Indians with higher levels of education are likely to be both optimistic and pessimistic about technology, a Pew Research study shows.
India was also among the countries to be most divided by education level when it came to perceptions of technology, showed the study, the results of which were published yesterday (May 13).
For example, 39% of Indians with less education said access to technology has “made people more divided in their political opinions.” However, among the more educated, the figure was much higher, at 60%. This 21-percentage point gulf is by far the largest among the 11 countries Pew studied, with the next largest one seen in Kenya with 15%.
Views on misinformation, a particularly hot-button issue in light of its effects on the country’s ongoing parliamentary election, have a similar education-based gap. Up to 56% of those with less education said access to mobile phones, the internet, and social media had “made people easier to manipulate with false information and rumours.” Among the more educated, the figure stood at 69%.
The survey designated those without up to secondary schooling as having “less education” and those with a higher level of education has having “more education.” This was decided based on the UN International Standard Classification of Education. Pew Research conducted its research in 11 emerging economies, including Tunisia, Kenya, the Philippines, and Mexico, besides India.
Yet, the more educated were also more likely to be more optimistic about technology.

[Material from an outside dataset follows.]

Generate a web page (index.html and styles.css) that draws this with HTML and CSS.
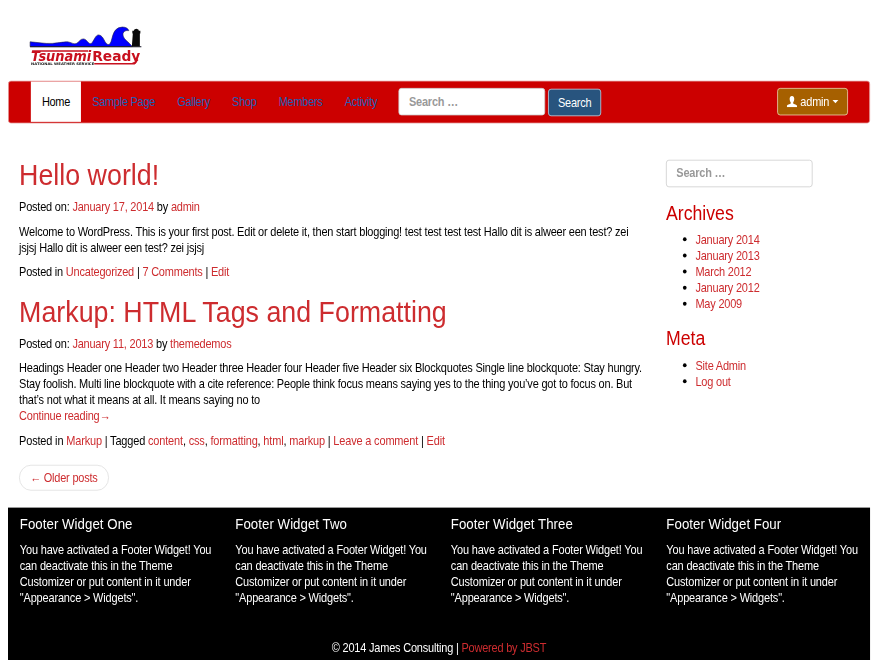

Only 33% of the less educated in India thought technology had “made people more accepting of people who have different views,” while 48% of the more educated did so. This again showed India, along with Kenya, having the highest education-based perception gap among the 11 countries where the survey was conducted.
“Certain groups, such as those with higher levels of education and those who are social media users, are especially likely to note both the positive and negative impacts of technology,” Pew noted in a report.
A large gap was also found among views that technology helps people be more informed on current events: Only 59% of the less educated respondents said it did, while a much larger 77% of the more educated thought so.